The third module encompasses three exercises. In the first exercise, we will execute a linear regression model with one covariate and apply the complete protocol. We'll guide you through model application, interpreting output, assessing model goodness through validation, and visualizing outcomes using ggplot2. The second exercise involves a linear regression model with two covariates, where we'll follow the same protocol. While we'll use a simple linear regression model, the same steps can be extended to more advanced models like linear mixed-effects models, GLMMs, or GAM(M)s.

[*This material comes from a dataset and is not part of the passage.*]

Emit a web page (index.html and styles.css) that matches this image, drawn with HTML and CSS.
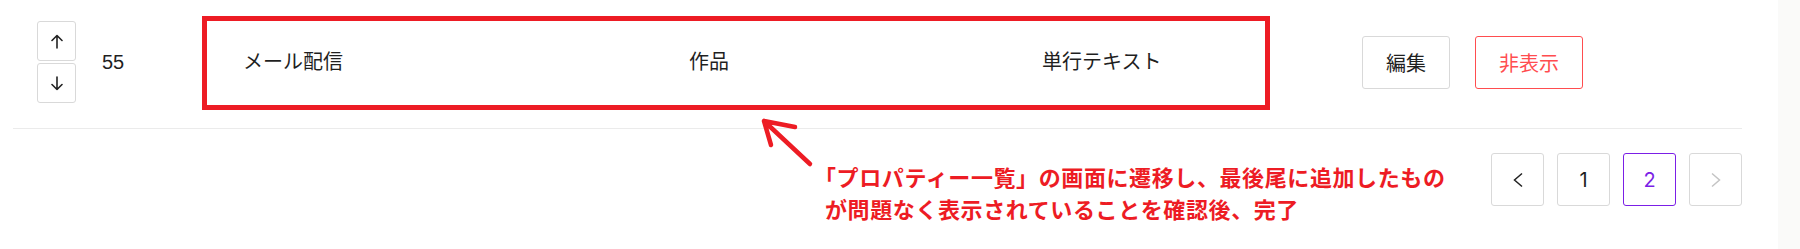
FILE: index.html
```html
<!DOCTYPE html>
<html lang="ja">
<head>
    <meta charset="UTF-8">
    <title>プロパティー一覧</title>
    <link rel="stylesheet" href="styles.css">
</head>
<body>
<div id="page">
    <div id="main">
        <div class="row">
            <div class="sort">
                <span class="sort-btn">
                    <svg width="12" height="15" viewBox="0 0 12 15"><path d="M6 1.5V14M1 6.5L6 1.5L11 6.5" fill="none" stroke="#222" stroke-width="1.6" stroke-linecap="round" stroke-linejoin="round"/></svg>
                </span>
                <span class="sort-btn">
                    <svg width="12" height="15" viewBox="0 0 12 15"><path d="M6 1V13.5M1 8.5L6 13.5L11 8.5" fill="none" stroke="#222" stroke-width="1.6" stroke-linecap="round" stroke-linejoin="round"/></svg>
                </span>
            </div>
            <div class="cell num">55</div>
            <div class="cell">メール配信</div>
            <div class="cell">作品</div>
            <div class="cell">単行テキスト</div>
            <div class="actions">
                <span class="btn">編集</span>
                <span class="btn btn-danger">非表示</span>
            </div>
        </div>
        <div class="pager">
            <span class="page">
                <svg width="12" height="16" viewBox="0 0 12 16"><path d="M10 1.5L2.5 8L10 14.5" fill="none" stroke="#222" stroke-width="1.5"/></svg>
            </span>
            <span class="page">1</span>
            <span class="page current">2</span>
            <span class="page off">
                <svg width="12" height="16" viewBox="0 0 12 16"><path d="M2 1.5L9.5 8L2 14.5" fill="none" stroke="#c4c4c4" stroke-width="1.5"/></svg>
            </span>
        </div>

        <!-- 注釈 -->
        <div class="mark-box"></div>
        <svg class="mark-arrow" width="60" height="60" viewBox="0 0 60 60">
            <path d="M4 4L50 47M4 4L35 10M4 4L11 28" fill="none" stroke="#ed1c24" stroke-width="4.5" stroke-linecap="round"/>
        </svg>
        <p class="mark-note">「プロパティー一覧」の画面に遷移し、最後尾に追加したもの<br>が問題なく表示されていることを確認後、完了</p>
    </div>
    <div id="side"></div>
</div>
</body>
</html>
```

FILE: styles.css
```css
*{
    margin: 0;
    padding: 0;
    box-sizing: border-box;
}
body{
    font-family: Inter, "Noto Sans CJK JP", sans-serif;
    color: #1f1f1f;
    background: #fafaf9;
}
#page{
    display: flex;
    height: 249px;
}
#main{
    width: 1778px;
    height: 249px;
    background: #fff;
    position: relative;
}
#side{
    flex: 1;
}
.row{
    margin-left: 13px;
    width: 1729px;
    padding: 21px 0 25px 24px;
    border-bottom: 1px solid #ebebeb;
    display: grid;
    grid-template-columns: 65px 141px 446px 353px 320px auto;
    align-items: center;
}
.sort{
    display: flex;
    flex-direction: column;
    gap: 2px;
    width: 39px;
}
.sort-btn{
    height: 40px;
    border: 1px solid #d9d9d9;
    border-radius: 3px;
    display: flex;
    align-items: center;
    justify-content: center;
}
.cell{
    font-size: 20px;
    line-height: 28px;
}
.num{
    font-family: "Liberation Sans", sans-serif;
}
.actions{
    display: flex;
    gap: 25px;
}
.btn{
    height: 53px;
    padding: 0 23px;
    border: 1px solid #d9d9d9;
    border-radius: 3px;
    font-size: 20px;
    display: flex;
    align-items: center;
}
.btn-danger{
    border-color: #ff4d4f;
    color: #ff4d4f;
}
.pager{
    display: flex;
    justify-content: flex-end;
    gap: 13px;
    width: 1742px;
    margin-top: 24px;
}
.page{
    width: 53px;
    height: 53px;
    border: 1px solid #d9d9d9;
    border-radius: 3px;
    font-size: 20px;
    display: flex;
    align-items: center;
    justify-content: center;
}
.page.current{
    border-color: #7b1fe6;
    color: #7b1fe6;
}
.mark-box{
    position: absolute;
    left: 202px;
    top: 16px;
    width: 1068px;
    height: 94px;
    border: 5px solid #ed1c24;
}
.mark-arrow{
    position: absolute;
    left: 760px;
    top: 117px;
}
.mark-note{
    position: absolute;
    left: 825px;
    top: 160px;
    font-family: "Noto Sans CJK JP", sans-serif;
    font-size: 22px;
    line-height: 32px;
    font-weight: 700;
    letter-spacing: 0.6px;
    text-indent: -11px;
    color: #ed1c24;
    white-space: nowrap;
}
```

For the third exercise, we'll revisit one of the datasets used earlier in the course. The question we'll address is: "If we were to repeat the sampling process, how many observations should we take?" This query will be addressed through 'power analysis,' a statistical tool surprisingly simple in its application. We'll employ power analysis to explore the implications of taking fewer or more observations. Additionally, we'll investigate the number of observations required to detect a 20% change, a 10% change, and a 5% change in the response variable. The efficiency of power analysis in terms of cost and time will be highlighted. We'll even guide you through programming power analysis from scratch. It's worth noting that power analysis can also be extended to more advanced models like GLMM (though this falls outside the scope of this course).

The following bullet points encapsulate the content of the third module:

- Two exercises implementing steps 5 to 10 of the protocol.
- We'll assume you have a basic understanding of linear regression (providing a layman's explanation). We'll demonstrate how to implement such a model in R, clarify how to evaluate underlying assumptions, and showcase visualization techniques.
- Detailed guidance on presenting findings in a paper or report.
- One exercise dedicated to explaining and applying power analysis to ascertain optimal sample size.

**Prerequisite Knowledge**

Basic statistics (such as mean, variance, normality) are assumed prerequisites. No prior knowledge of R is required; you'll pick up R skills as you progress. This is a non-technical course designed for accessibility.